The tobacco industry in the U.S. has withstood decades of lawsuits, health labeling requirements, and changing consumer preferences. Its biggest player, Altria (NYSE:MO), is the best performing stock of the past 50 years, but two companies -- CVS Health (NYSE:CVS) and Costco Wholesale (NASDAQ:COST) -- have eliminated or are phasing out tobacco products from their stores. The reasons that each has for doing so sheds an interesting light on what makes their respective businesses tick.
CVS focuses on health
CVS eliminated tobacco products from its stores in September 2014. It was a bit counterintuitive for a company in the business of improving the health of its customers to actively sell a product that leads to more than 480,000 annual deaths in the U.S. alone. Management willingly cut off an estimated $2 billion annual revenue stream in the hopes that an improved focus on health would strengthen the CVS Health brand and increase long-term profitability.
Annual revenue has risen 10% since 2014 to over $153 billion, while EPS is up 17% over that period. CVS is chugging along in its post-tobacco world and doesn't seem to miss the $2 billion in lost sales. Management made a decision that dropping tobacco would deliver more value to shareholders in the long run than the annual sales from keeping it in stores. This was not a decision predicated solely on social responsibility, but it had the added benefit of making the country a little healthier.

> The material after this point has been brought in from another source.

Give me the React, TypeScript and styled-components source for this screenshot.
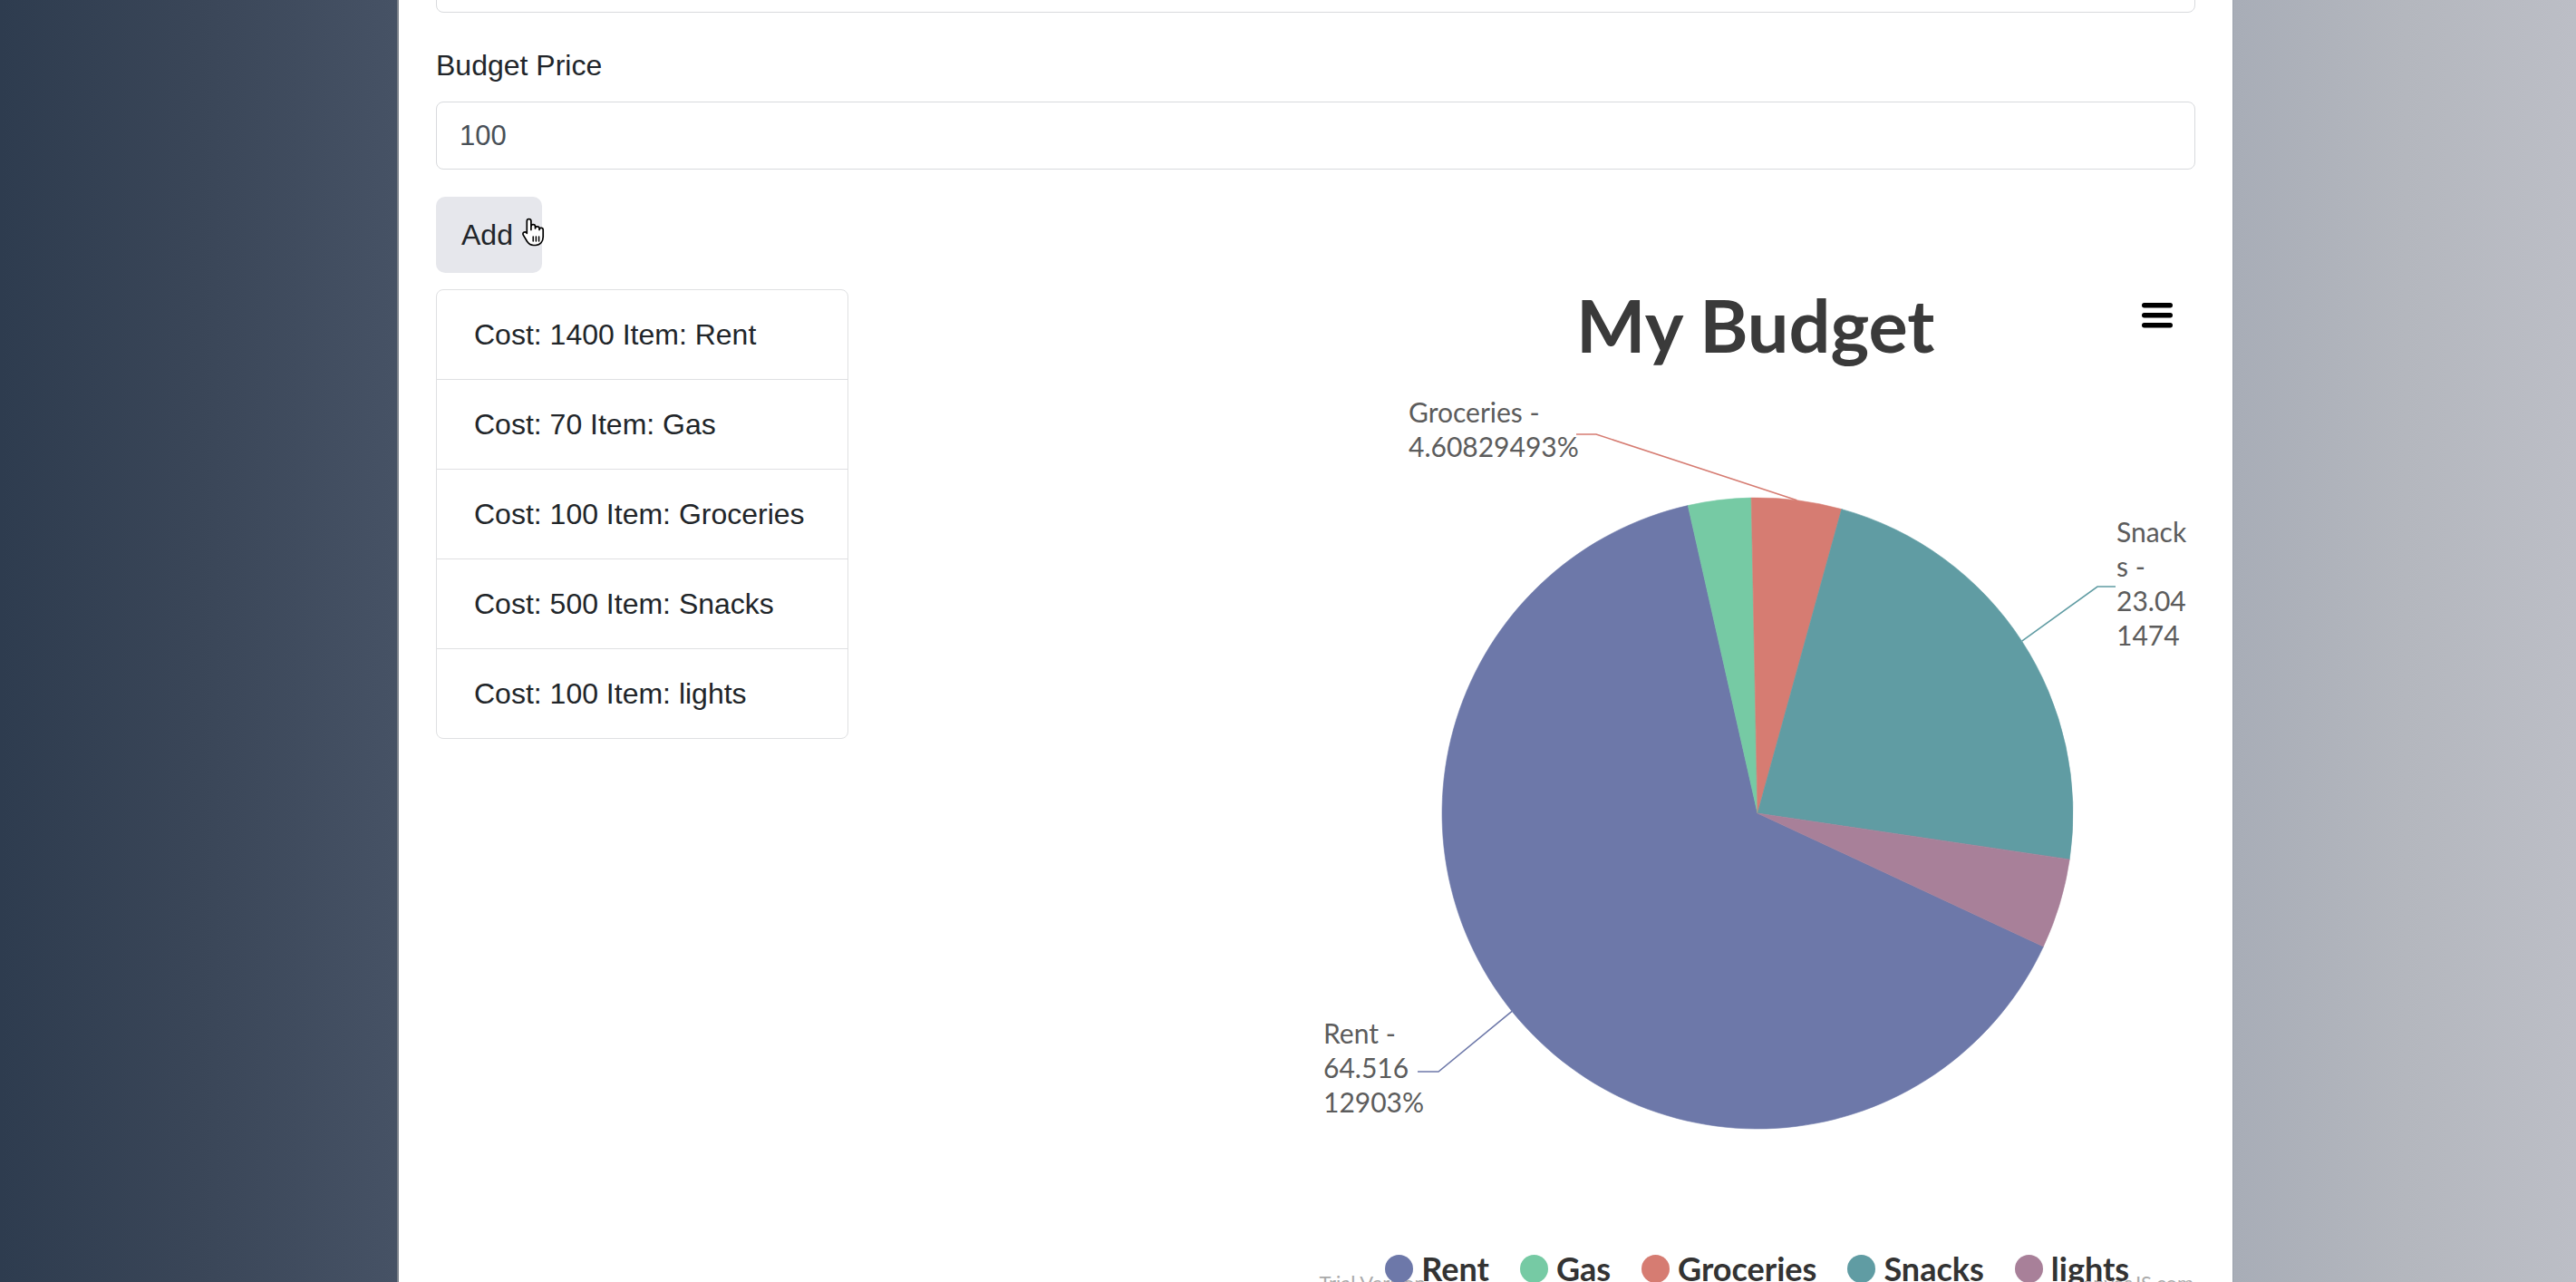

Costco has different priorities
Costco is in the process of phasing out tobacco sales at many of its locations. Its reasons for doing so don't mirror CVS's. Costco operates on razor-thin margins (no item is ever marked up by more than 15%), is always on the lookout for new products to sell in its warehouses, and is willing to drop inventory if its terms aren't met. Costco derives nearly all of its operating income from membership fees. The products in the warehouses are there to get people to sign up for, and renew, their memberships.
Cigarettes are a low-margin business, for retailers, and most of the value comes from the additional purchases a smoker might make while buying a pack. A consumer might buy cigarettes in a convenience store and grab a few slices of pizza and a fountain drink, which both sport fantastic margins. Costco doesn't have the problem of needing to drive traffic to its warehouses. Low margins and high levels of theft have convinced management that it just doesn't make business sense to sell cigarettes at all of its stores.
Costco has a lot of business members who own convenience stores. If they aren't able to purchase cigarettes, Costco might lose out on thousands of dollars of other sales. Frequent purchases of cleaning supplies, paper products, drinks, and the like might shift to a competitor such as Sam's Club, which continues to sell cigarettes. This is one reason Costco hasn't taken a global stand against cigarettes in its warehouses.
The future for these companies
While CVS took a more pronounced stand against tobacco sales than Costco, neither company modified its behavior for altruistic reasons. This isn't a bad thing. It's an example of a positive outcome -- less availability of cigarettes and hopefully less smokers -- coming from a desire to maximize profits.
If I were a CVS shareholder, I would be happy that management is so focused on its core competency. Judging all future decisions through the "does this fit CVS Health" lens should keep the company on message and benefit shareholders for the long term. While not as insidious as cigarettes, junk food and soda, which are still sold at CVS locations, are contributing to an obesity epidemic in the country, and I would not be surprised to see CVS address this in the future. Its brand should be synonymous with health, which will differentiate CVS from its many competitors.
Costco is one of my largest holdings, and I love to see management continually examining whether a product deserves to be sold in its stores. Inertia is a powerful force in business, and it would be easy to say, "We sell cigarettes because we always have and they're a reliable revenue source." Costco beats the pants off other retailers because it doesn't operate this way. I expect it to continue to perform admirably as a stock because the underlying business is so strong.
I don't own Altria, but it might prove to be a solid investment, even accounting for the continuing decline in cigarette sales. It still generates a ton of cash and pays a healthy (pun intended) dividend north of 3.5%. If concerns that companies such as CVS and Costco will drop tobacco causes share prices to fall and the P/E ratio to contract, dividend reinvestment and time could lead to excellent returns. The company is still likely to sell tens of billions of dollars of product annually for many years, which should keep the dividend safe. Innovation with smoke alternatives or the national legalization of marijuana could eventually provide another catalyst as well.